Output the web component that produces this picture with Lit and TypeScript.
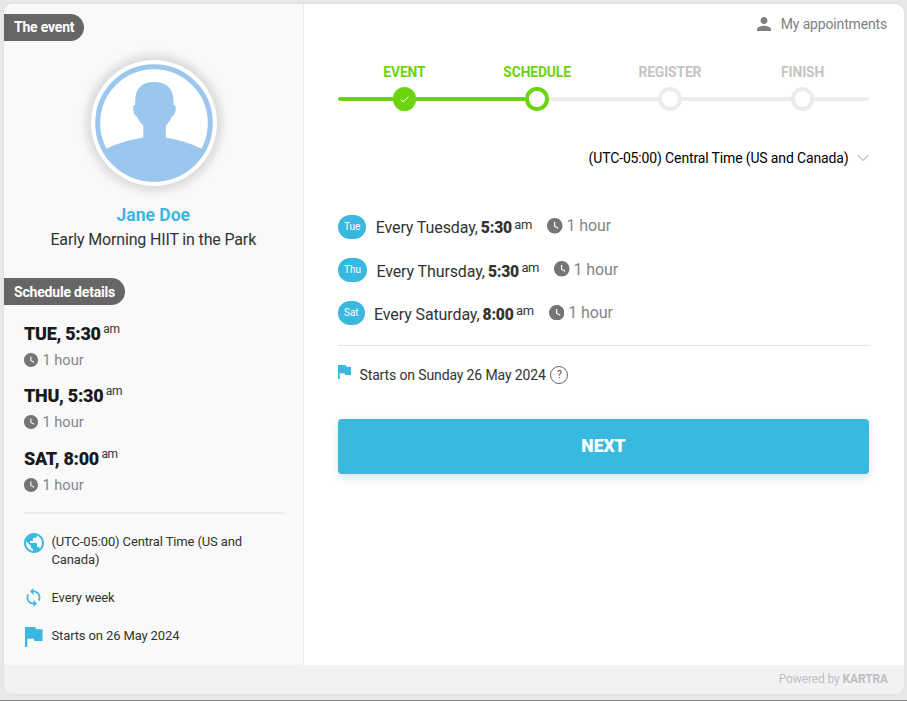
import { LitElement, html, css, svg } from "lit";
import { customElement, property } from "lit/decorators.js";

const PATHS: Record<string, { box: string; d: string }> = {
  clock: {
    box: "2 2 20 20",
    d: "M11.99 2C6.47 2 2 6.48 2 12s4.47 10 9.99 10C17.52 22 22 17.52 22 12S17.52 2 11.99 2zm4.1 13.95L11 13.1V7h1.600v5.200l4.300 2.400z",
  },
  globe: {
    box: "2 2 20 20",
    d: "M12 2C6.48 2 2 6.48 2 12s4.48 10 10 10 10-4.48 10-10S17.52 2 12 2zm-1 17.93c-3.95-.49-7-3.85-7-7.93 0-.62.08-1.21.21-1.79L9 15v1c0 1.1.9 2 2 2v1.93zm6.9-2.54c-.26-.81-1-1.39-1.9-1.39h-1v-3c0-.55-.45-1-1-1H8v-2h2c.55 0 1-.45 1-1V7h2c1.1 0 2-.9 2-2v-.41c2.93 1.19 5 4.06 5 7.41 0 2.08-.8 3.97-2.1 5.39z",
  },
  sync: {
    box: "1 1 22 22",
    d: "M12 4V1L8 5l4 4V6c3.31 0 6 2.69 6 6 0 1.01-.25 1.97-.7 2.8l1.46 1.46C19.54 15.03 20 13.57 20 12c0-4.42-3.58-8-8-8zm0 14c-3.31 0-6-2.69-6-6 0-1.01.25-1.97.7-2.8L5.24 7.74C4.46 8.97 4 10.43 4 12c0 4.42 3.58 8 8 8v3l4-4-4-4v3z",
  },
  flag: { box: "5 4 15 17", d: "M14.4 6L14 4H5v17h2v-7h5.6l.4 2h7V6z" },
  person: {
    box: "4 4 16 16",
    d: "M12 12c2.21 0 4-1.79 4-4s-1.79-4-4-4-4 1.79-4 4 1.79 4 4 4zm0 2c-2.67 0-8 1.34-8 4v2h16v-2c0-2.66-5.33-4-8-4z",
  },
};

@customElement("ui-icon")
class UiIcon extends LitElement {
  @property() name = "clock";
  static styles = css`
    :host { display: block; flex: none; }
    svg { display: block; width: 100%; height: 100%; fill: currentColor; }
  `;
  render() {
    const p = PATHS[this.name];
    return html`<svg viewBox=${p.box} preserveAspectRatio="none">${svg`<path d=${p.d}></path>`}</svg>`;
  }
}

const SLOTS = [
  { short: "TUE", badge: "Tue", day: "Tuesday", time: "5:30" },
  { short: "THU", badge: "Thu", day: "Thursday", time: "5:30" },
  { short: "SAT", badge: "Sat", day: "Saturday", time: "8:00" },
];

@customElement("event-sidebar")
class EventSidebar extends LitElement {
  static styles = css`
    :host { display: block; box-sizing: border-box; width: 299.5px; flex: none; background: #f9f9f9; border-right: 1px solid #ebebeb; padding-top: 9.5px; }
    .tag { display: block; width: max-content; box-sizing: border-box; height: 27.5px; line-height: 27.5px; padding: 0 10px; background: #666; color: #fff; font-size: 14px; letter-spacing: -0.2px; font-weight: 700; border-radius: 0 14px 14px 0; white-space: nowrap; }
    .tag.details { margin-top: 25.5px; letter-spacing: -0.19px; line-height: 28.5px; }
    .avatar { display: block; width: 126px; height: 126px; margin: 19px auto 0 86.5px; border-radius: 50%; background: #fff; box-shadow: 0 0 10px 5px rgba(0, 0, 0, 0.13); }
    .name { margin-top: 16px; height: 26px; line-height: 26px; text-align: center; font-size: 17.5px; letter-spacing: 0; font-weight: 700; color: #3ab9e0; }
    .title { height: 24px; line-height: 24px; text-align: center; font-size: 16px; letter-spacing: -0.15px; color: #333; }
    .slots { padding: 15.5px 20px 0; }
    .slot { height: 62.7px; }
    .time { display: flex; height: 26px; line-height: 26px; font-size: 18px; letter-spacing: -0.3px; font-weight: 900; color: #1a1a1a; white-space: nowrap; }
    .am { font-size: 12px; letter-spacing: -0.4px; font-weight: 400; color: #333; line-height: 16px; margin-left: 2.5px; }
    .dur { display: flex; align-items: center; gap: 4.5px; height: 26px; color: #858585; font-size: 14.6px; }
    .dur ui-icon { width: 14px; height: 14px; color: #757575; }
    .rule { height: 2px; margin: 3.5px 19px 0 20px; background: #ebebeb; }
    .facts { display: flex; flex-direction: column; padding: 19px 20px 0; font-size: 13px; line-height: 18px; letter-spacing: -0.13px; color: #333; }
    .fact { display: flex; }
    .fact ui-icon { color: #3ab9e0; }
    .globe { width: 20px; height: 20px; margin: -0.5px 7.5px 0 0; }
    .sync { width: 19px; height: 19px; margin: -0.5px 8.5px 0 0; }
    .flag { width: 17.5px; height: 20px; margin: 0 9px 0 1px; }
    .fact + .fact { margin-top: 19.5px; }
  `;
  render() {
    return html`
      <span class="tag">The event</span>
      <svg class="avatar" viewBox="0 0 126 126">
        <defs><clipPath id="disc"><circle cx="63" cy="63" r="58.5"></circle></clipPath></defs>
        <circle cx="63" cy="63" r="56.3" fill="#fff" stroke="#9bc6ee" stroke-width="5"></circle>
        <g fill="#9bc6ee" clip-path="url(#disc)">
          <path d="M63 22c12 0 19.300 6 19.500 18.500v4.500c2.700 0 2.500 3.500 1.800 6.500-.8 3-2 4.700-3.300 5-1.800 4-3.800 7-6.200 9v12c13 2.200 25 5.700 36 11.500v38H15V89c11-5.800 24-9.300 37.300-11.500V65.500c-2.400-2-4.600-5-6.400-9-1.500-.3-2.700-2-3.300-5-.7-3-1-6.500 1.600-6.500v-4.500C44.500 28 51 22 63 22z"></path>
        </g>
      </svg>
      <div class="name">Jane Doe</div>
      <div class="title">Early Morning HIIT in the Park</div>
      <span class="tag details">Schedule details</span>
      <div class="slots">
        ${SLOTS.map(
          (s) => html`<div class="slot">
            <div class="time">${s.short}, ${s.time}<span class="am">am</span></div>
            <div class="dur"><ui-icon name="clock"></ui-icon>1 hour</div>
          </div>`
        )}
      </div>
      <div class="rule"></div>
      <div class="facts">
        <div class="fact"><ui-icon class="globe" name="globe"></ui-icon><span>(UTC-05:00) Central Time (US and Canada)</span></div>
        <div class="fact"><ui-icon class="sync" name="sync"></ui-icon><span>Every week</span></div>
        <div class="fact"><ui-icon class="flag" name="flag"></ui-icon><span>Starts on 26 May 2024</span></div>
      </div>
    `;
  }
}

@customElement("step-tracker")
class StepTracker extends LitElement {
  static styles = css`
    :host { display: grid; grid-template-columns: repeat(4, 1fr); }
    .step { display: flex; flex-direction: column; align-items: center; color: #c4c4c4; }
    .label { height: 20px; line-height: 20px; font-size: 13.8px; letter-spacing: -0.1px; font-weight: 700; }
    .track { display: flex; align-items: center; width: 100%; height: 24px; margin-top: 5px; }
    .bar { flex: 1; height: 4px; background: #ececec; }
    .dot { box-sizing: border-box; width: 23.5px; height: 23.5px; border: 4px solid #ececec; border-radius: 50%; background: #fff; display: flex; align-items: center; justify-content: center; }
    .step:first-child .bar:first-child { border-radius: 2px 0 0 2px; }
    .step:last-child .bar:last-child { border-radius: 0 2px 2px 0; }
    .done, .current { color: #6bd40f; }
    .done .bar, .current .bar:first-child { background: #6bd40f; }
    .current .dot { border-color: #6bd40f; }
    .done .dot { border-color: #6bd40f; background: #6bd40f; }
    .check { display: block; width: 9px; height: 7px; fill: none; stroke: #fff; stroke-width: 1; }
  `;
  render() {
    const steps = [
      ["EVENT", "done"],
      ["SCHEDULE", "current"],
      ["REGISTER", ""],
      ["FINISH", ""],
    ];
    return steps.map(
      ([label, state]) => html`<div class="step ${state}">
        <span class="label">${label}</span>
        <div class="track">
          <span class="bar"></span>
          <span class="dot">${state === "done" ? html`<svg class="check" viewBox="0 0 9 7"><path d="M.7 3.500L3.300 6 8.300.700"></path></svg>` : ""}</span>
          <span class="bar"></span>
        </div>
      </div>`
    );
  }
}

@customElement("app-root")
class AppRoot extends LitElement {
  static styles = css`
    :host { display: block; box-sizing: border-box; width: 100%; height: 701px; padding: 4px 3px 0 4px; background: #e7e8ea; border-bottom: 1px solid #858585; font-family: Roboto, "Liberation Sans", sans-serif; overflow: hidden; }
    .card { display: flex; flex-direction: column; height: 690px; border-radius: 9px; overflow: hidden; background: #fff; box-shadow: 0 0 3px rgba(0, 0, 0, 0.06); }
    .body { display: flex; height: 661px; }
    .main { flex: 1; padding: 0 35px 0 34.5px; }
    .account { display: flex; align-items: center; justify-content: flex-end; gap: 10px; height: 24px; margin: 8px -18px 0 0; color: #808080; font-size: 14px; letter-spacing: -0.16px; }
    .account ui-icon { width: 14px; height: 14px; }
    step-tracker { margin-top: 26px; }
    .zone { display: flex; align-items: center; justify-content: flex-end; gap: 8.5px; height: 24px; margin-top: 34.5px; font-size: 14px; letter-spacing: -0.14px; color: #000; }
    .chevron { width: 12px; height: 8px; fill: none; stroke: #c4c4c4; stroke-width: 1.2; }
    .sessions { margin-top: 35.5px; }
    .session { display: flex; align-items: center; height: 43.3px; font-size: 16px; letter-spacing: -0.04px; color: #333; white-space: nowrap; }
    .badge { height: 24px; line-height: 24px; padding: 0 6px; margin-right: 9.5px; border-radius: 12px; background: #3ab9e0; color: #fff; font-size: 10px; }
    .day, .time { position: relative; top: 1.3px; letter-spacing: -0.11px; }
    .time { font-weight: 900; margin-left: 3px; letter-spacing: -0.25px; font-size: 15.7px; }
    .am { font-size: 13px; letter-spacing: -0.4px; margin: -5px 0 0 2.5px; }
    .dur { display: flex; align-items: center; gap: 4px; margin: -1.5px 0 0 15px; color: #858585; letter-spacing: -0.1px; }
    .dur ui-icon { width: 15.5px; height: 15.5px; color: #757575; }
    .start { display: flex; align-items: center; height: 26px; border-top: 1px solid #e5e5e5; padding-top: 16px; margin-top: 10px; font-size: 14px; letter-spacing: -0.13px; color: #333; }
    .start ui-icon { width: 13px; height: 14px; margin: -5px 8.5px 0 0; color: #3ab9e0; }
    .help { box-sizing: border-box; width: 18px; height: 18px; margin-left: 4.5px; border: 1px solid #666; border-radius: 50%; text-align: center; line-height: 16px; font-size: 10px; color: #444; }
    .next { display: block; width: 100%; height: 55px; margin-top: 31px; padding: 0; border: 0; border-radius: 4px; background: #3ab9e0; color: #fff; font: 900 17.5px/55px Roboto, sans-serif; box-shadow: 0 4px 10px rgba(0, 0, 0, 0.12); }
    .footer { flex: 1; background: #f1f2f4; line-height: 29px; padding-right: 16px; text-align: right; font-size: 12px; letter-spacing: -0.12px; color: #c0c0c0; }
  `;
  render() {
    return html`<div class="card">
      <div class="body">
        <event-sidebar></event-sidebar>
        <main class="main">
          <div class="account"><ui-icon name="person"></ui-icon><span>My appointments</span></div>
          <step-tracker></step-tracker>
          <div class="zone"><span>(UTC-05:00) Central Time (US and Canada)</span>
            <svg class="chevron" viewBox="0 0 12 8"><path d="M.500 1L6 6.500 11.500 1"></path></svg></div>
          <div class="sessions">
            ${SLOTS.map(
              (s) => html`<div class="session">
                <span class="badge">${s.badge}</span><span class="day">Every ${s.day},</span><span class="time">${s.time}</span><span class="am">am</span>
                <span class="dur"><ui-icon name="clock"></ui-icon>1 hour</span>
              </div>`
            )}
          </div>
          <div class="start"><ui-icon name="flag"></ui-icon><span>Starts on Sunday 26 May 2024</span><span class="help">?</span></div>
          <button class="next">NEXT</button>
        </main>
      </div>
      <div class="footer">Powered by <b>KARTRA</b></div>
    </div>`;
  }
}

* WHAT YOU SHOULD DO *
Of all the lines in the data above, state how many include "this". Say only the number.

* THE COMPLETED TASK *
2